Brussels, 25 January 2012

State aid: Commission orders recovery of incompatible aid paid to Deutsche Post

The European Commission has concluded its investigation of a series of measures taken by Germany in favour of Deutsche Post. The Commission has found that part of the aid granted was compatible with the internal market and has ordered the recovery of incompatible aid.

From 1990 to 1995, Deutsche Post received public transfers of approximately € 5.6 billion as compensation for the costs of its public service obligations. Since 1995, Deutsche Post has also benefited from pension subsidies of approximately € 37 billion as relief from excessive pension costs of civil servants.

The public transfers of € 5.6 billion did not provide an undue advantage to Deutsche Post because those aid measures only covered the costs of its public service obligations and did not lead to any overcompensation. The Commission has therefore found that these public transfers did not confer an undue economic advantage to the company vis-à-vis its competitors and were in line with the 2005 Framework on services of general economic interest (see OJ C 297, 29.11.2005, p. 4).

By contrast, the pension subsidies granted since 1995 on account of the pension costs of civil servants have conferred an economic advantage to Deutsche Post. In line with previous cases (e.g. pension relief for civil servants working for French La Poste, see IP/07/1465), the Commission has verified whether the social security contributions borne by Deutsche Post were equivalent to those of its private competitors. In addition to the subsidies, Deutsche Post benefitted during the same period from increased stamp prices to finance a further share of the civil servants' pension costs. Taking account of this extra relief, Deutsche Post has effectively borne significantly lower social contributions than its private competitors for services which were open to competition (e.g. parcel services or retail banking). The Commission has ordered the recovery of the incompatible aid in the range of € 500 million to € 1 billion for the period from 2003 onwards.

Background

Deutsche Post is the incumbent postal operator in Germany. Although the German letter markets have already been fully liberalised in 2007, Deutsche Post still maintains a dominant position on those letter markets and holds an average market share of around 90 %.

Deutsche Post and its holding company Deutsche Post World Net (DPWN) have been since 1999 market leader in the European express and parcel markets.
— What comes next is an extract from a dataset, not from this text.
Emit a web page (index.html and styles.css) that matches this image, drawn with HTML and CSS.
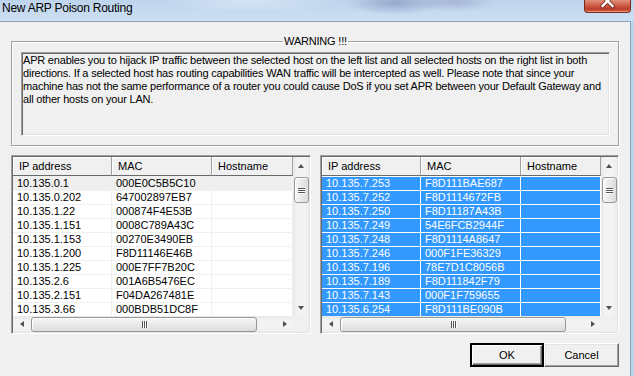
FILE: index.html
```html
<!DOCTYPE html>
<html lang="en">

<head>
    <meta charset="UTF-8">
    <title>New ARP Poison Routing</title>
    <link rel="stylesheet" href="styles.css">
</head>

<body>
    <div class="window">
        <div class="titlebar">
            <span class="title">New ARP Poison Routing</span>
            <span class="close">
                <svg width="45" height="12" viewBox="0 0 45 12">
                    <path d="M17.5 -4 L27.5 6 M27.5 -4 L17.5 6" stroke="#5b1d12" stroke-width="4.2" stroke-linecap="square" fill="none" opacity="0.7"/>
                    <path d="M17.5 -4 L27.5 6 M27.5 -4 L17.5 6" stroke="#ffffff" stroke-width="2.4" stroke-linecap="square" fill="none"/>
                </svg>
            </span>
        </div>

        <div class="client">
            <fieldset class="warning">
                <legend>WARNING !!!</legend>
                <div class="message">
                    APR enables you to hijack IP traffic between the selected host on the left list and all selected hosts on the right list in both<br>
                    directions. If a selected host has routing capabilities WAN traffic will be intercepted as well. Please note that since your<br>
                    machine has not the same performance of a router you could cause DoS if you set APR between your Default Gateway and<br>
                    all other hosts on your LAN.
                </div>
            </fieldset>

            <div class="lists">
                <div class="listview left">
                    <div class="view">
                        <div class="header">
                            <div>IP address</div>
                            <div>MAC</div>
                            <div>Hostname</div>
                        </div>
                        <div class="row focus"><span>10.135.0.1</span><span>000E0C5B5C10</span><span></span></div>
                        <div class="row"><span>10.135.0.202</span><span>647002897EB7</span><span></span></div>
                        <div class="row"><span>10.135.1.22</span><span>000874F4E53B</span><span></span></div>
                        <div class="row"><span>10.135.1.151</span><span>0008C789A43C</span><span></span></div>
                        <div class="row"><span>10.135.1.153</span><span>00270E3490EB</span><span></span></div>
                        <div class="row"><span>10.135.1.200</span><span>F8D11146E46B</span><span></span></div>
                        <div class="row"><span>10.135.1.225</span><span>000E7FF7B20C</span><span></span></div>
                        <div class="row"><span>10.135.2.6</span><span>001A6B5476EC</span><span></span></div>
                        <div class="row"><span>10.135.2.151</span><span>F04DA267481E</span><span></span></div>
                        <div class="row"><span>10.135.3.66</span><span>000BDB51DC8F</span><span></span></div>
                        <div class="hscroll">
                            <span class="btn-arrow"><i class="tri left"></i></span>
                            <span class="hthumb"><i></i><i></i><i></i></span>
                            <span class="btn-arrow"><i class="tri right"></i></span>
                        </div>
                    </div>
                    <div class="vscroll">
                        <span class="btn-arrow"><i class="tri up"></i></span>
                        <span class="vthumb"><i></i><i></i><i></i></span>
                        <span class="btn-arrow down-btn"><i class="tri down"></i></span>
                        <span class="corner"></span>
                    </div>
                </div>

                <div class="listview right">
                    <div class="view">
                        <div class="header">
                            <div>IP address</div>
                            <div>MAC</div>
                            <div>Hostname</div>
                        </div>
                        <div class="row sel"><span>10.135.7.253</span><span>F8D111BAE687</span><span></span></div>
                        <div class="row sel"><span>10.135.7.252</span><span>F8D1114672FB</span><span></span></div>
                        <div class="row sel"><span>10.135.7.250</span><span>F8D11187A43B</span><span></span></div>
                        <div class="row sel"><span>10.135.7.249</span><span>54E6FCB2944F</span><span></span></div>
                        <div class="row sel"><span>10.135.7.248</span><span>F8D1114A8647</span><span></span></div>
                        <div class="row sel"><span>10.135.7.246</span><span>000F1FE36329</span><span></span></div>
                        <div class="row sel"><span>10.135.7.196</span><span>78E7D1C8056B</span><span></span></div>
                        <div class="row sel"><span>10.135.7.189</span><span>F8D111842F79</span><span></span></div>
                        <div class="row sel"><span>10.135.7.143</span><span>000F1F759655</span><span></span></div>
                        <div class="row sel"><span>10.135.6.254</span><span>F8D111BE090B</span><span></span></div>
                        <div class="hscroll">
                            <span class="btn-arrow"><i class="tri left"></i></span>
                            <span class="hthumb"><i></i><i></i><i></i></span>
                            <span class="btn-arrow"><i class="tri right"></i></span>
                        </div>
                    </div>
                    <div class="vscroll">
                        <span class="btn-arrow"><i class="tri up"></i></span>
                        <span class="vthumb"><i></i><i></i><i></i></span>
                        <span class="btn-arrow down-btn"><i class="tri down"></i></span>
                        <span class="corner"></span>
                    </div>
                </div>
            </div>

            <div class="buttons">
                <button class="btn default">OK</button>
                <button class="btn cancel">Cancel</button>
            </div>
        </div>
    </div>
</body>

</html>
```

FILE: styles.css
```css
* {
    margin: 0;
    padding: 0;
    box-sizing: border-box;
}

body {
    width: 634px;
    height: 376px;
    overflow: hidden;
    background: #bcd3ec;
    font-family: "Liberation Sans", Arial, sans-serif;
    font-size: 11px;
    color: #000;
}

.window {
    display: flex;
    flex-direction: column;
    height: 376px;
}

/* title bar (aero glass) */
.titlebar {
    height: 21px;
    display: flex;
    justify-content: space-between;
    align-items: flex-start;
    background:
        radial-gradient(ellipse 50px 12px at 395px 3px, rgba(70, 85, 140, 0.35), transparent),
        radial-gradient(ellipse 40px 10px at 455px 2px, rgba(110, 110, 160, 0.3), transparent),
        radial-gradient(ellipse 90px 10px at 250px 2px, rgba(255, 255, 255, 0.35), transparent),
        linear-gradient(#bed4ed, #cddff2);
}

.title {
    font-size: 12px;
    line-height: 14px;
    letter-spacing: -0.25px;
    padding: 1px 0 0 2px;
}

.close {
    display: flex;
    width: 47px;
    height: 13px;
    margin-right: 3px;
    border: 1px solid #7b2a1c;
    border-top: none;
    border-radius: 0 0 4px 4px;
    background: linear-gradient(#e0907c, #cf5e48 45%, #bd3f2b 70%, #c65a3f);
    box-shadow: inset 0 -1px 0 rgba(255, 190, 160, 0.6);
}

/* dialog client area */
.client {
    flex: 1;
    width: 631px;
    background: #f0f0f0;
    border-top: 1px solid #8fa3ba;
    border-right: 1px solid #8fa3ba;
}

.warning {
    margin: 13px 0 0 11px;
    width: 608px;
    height: 111px;
    border: 1px solid #a0a0a0;
    box-shadow: inset 1px 1px #fff, 1px 1px #fff;
    padding: 4px 8px 0 9px;
}

.warning legend {
    margin: 0 auto;
    padding: 0 1px;
    line-height: 13px;
    letter-spacing: -0.2px;
}

.message {
    height: 84px;
    padding: 1px 0 0 1px;
    line-height: 13px;
    letter-spacing: -0.2px;
    white-space: nowrap;
    overflow: hidden;
    border: 1px solid;
    border-color: #a0a0a0 #fff #fff #a0a0a0;
    box-shadow: inset 1px 1px #696969, inset -1px -1px #e3e3e3;
}

/* list views */
.lists {
    display: flex;
    gap: 9px;
    margin: 9px 0 0 11px;
}

.listview {
    display: flex;
    height: 179px;
    padding: 1px;
    background: #fff;
    border: 1px solid;
    border-color: #a0a0a0 #fff #fff #a0a0a0;
    box-shadow: inset 1px 1px #696969, inset -1px -1px #e3e3e3;
}

.listview.left {
    width: 300px;
}

.listview.right {
    width: 299px;
}

.view {
    flex: 1;
    display: flex;
    flex-direction: column;
}

.header,
.row {
    display: grid;
    grid-template-columns: 99px 100px 1fr;
}

.header {
    height: 19px;
}

.header div {
    background: #f0f0f0;
    border-right: 1px solid #a0a0a0;
    border-bottom: 1px solid #696969;
    box-shadow: inset 1px 1px #fff;
    padding: 2px 0 0 6px;
    line-height: 14px;
}

.row {
    height: 14px;
    border-top: 1px solid #f0f0f0;
}

.row span {
    border-right: 1px solid #f0f0f0;
    padding-left: 4px;
    line-height: 13px;
    white-space: nowrap;
}

.row.focus span {
    background: #efefef;
}

.row.sel {
    border-top-color: #fff;
}

.row.sel span {
    background: #3399ff;
    color: #fff;
    border-right-color: #fff;
}

/* scrollbars */
.hscroll {
    height: 16px;
    display: flex;
    align-items: center;
    background: linear-gradient(#e9e9e9, #f3f3f3 30%, #f3f3f3 70%, #ececec);
}

.vscroll {
    width: 16px;
    display: flex;
    flex-direction: column;
    align-items: center;
    background: linear-gradient(90deg, #e9e9e9, #f3f3f3 30%, #f3f3f3 70%, #ececec);
}

.btn-arrow {
    width: 17px;
    height: 17px;
    flex: none;
    display: flex;
    align-items: center;
    justify-content: center;
}

.down-btn {
    margin-top: auto;
}

.corner {
    width: 16px;
    height: 16px;
    background: #f0f0f0;
}

.tri {
    width: 0;
    height: 0;
    border: 4px solid transparent;
}

.tri.up {
    border-bottom: 4px solid #505050;
    border-top-width: 0;
    border-left-width: 3.5px;
    border-right-width: 3.5px;
}

.tri.down {
    border-top: 4px solid #505050;
    border-bottom-width: 0;
    border-left-width: 3.5px;
    border-right-width: 3.5px;
}

.tri.left {
    border-right: 4px solid #505050;
    border-left-width: 0;
    border-top-width: 3.5px;
    border-bottom-width: 3.5px;
}

.tri.right {
    border-left: 4px solid #505050;
    border-right-width: 0;
    border-top-width: 3.5px;
    border-bottom-width: 3.5px;
}

.vthumb {
    width: 15px;
    height: 26px;
    margin-top: 3px;
    border: 1px solid #979797;
    border-radius: 3px;
    background: linear-gradient(90deg, #f6f6f6, #eaeaea 50%, #dcdcdc);
    box-shadow: inset 1px 1px #fff;
    display: flex;
    flex-direction: column;
    align-items: center;
    justify-content: center;
    gap: 1px;
}

.vthumb i {
    width: 7px;
    height: 1px;
    background: #555;
    box-shadow: 0 1px #fff;
}

.hthumb {
    width: 226px;
    height: 15px;
    margin: 1px 0 0 1px;
    border: 1px solid #979797;
    border-radius: 3px;
    background: linear-gradient(#f6f6f6, #eaeaea 50%, #dcdcdc);
    box-shadow: inset 1px 1px #fff;
    display: flex;
    align-items: center;
    justify-content: center;
    gap: 1px;
    margin-right: auto;
}

.hthumb i {
    width: 1px;
    height: 7px;
    background: #555;
    box-shadow: 1px 0 #fff;
}

/* dialog buttons */
.buttons {
    display: flex;
    justify-content: flex-end;
    margin: 9px 11px 0 0;
}

.btn {
    width: 75px;
    height: 24px;
    font-family: "Liberation Sans", Arial, sans-serif;
    font-size: 11px;
    color: #000;
    background: #f0f0f0;
    border: 1px solid;
    border-color: #fff #696969 #696969 #fff;
    box-shadow: inset -1px -1px #a0a0a0, inset 1px 1px #e3e3e3;
}

.btn.default {
    width: 74px;
    outline: 1px solid #000;
    outline-offset: -1px;
    border: 2px solid;
    border-color: #000;
    box-shadow: inset 1px 1px #fff, inset -1px -1px #696969, inset -2px -2px #a0a0a0;
}
```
Thanks to various acquisitions (e.g. DHL, Danzas, Nedlloyd, ASG, Air Express International, Exel) DPWN is one of the world’s major providers of air cargo, sea freight, and global logistic services.

Deutsche Post has been listed on the stock exchange since 2001 and the majority of shares are owned by private investors.

Following complaints from competitors, the Commission extended in September 2007 its investigations that had originally started in 1999 (see IP/07/1312). On 11 May 2011, the Commission further enlarged the scope of its investigations to look more closely into the pension subsidies (see IP/11/554). Deutsche Post appealed both of those decisions. However, the General Court fully confirmed in its judgment of 8 December 2011 in the case T-421/07 Deutsche Post v Commission the scope of the current investigation that has been closed today.

The non-confidential version of the decision will be made available under the case number SA. SA.17653 in the State Aid Register on the DG Competition website once any confidentiality issues have been resolved. New publications of state aid decisions on the internet and in the Official Journal are listed in the State Aid Weekly e-News.

The Commission adopted on the same day (25.01.2012) three other State aid decisions in the Postal sector concerning Belgium, France and Greece (see IP/12/45, MEMO/12/38, MEMO/12/36 and MEMO/12/39).